“The Daily Show’s” research department has a way of seizing upon gaffes in the most unflattering (and funny) way possible. Yet the piece Jon Stewart aired on CNN Tuesday — and its desire to boil down complex questions to “Is it a good thing or a bad thing?” — appeared to expose a larger, dumb-it-down strategy in particularly devastating fashion.
As Stewart noted, the totality of the segment felt like a conscious attempt to reduce complicated issues to their “mood-ring essence,” with clips of Wolf Blitzer (an especially egregious offender in this regard) and others interrupting guests who were trying to make nuanced points and prodding them to boil the whole matter down to “good” or “bad.”
Admittedly, some of these issues are over the heads of the average viewer, who doesn’t devote all of his or her time to wonky dissection of policy. Still, there’s an implied disdain for the audience in the seemingly delivered-on-high mandate to pore over a discussion for a few seconds before the audience’s presumed attention span starts to stray, at which point some unseen producer is yelling in the anchor’s ear “OK, enough. Good or bad already!”

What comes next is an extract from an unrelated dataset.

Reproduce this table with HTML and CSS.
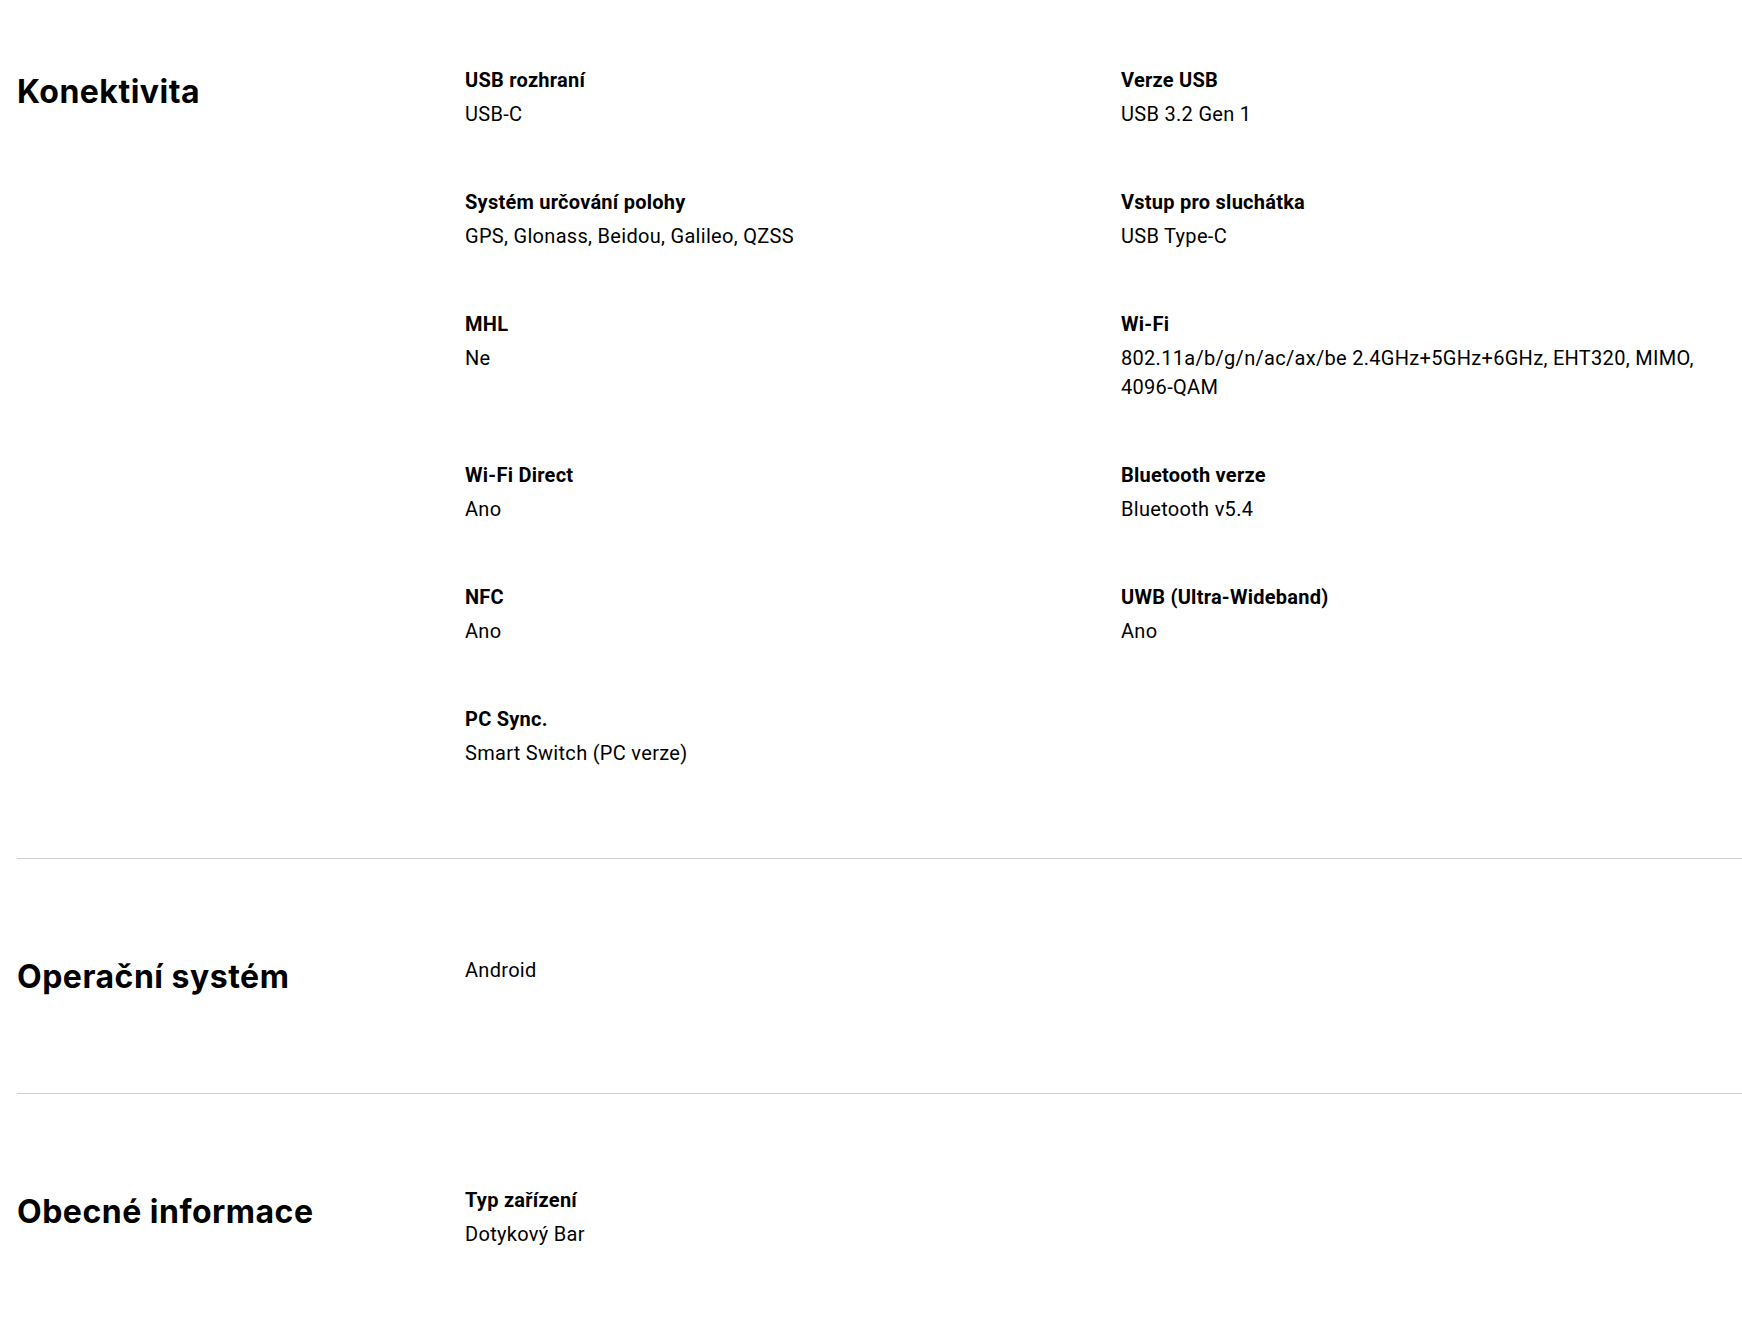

CNN has brought some ambitious programming to the channel since CEO Jeff Zucker’s arrival, including documentaries like “Blackfish” and the upcoming “Pandora’s Promise.” Jake Tapper’s new show, “The Lead,” is generally smart and incisive, with the host possessing an especially good feel for pop-culture stories, which are often terribly sensationalized in the cable-news space. Programs featuring Morgan Spurlock and Anthony Bourdain have sought to present information in an entertaining way, without undermining the channel’s brand.
Other new wrinkles, however — such as the morning program “New Day” — reflect a tendency to pander, as well as an underlying sense CNN’s presentation of the news has to be either sexed up or dumbed down in order to compete with more fiery partisan alternatives on Fox News and MSNBC.
While that’s not necessarily a surprise, I feel pretty comfortable saying it isn’t a good thing.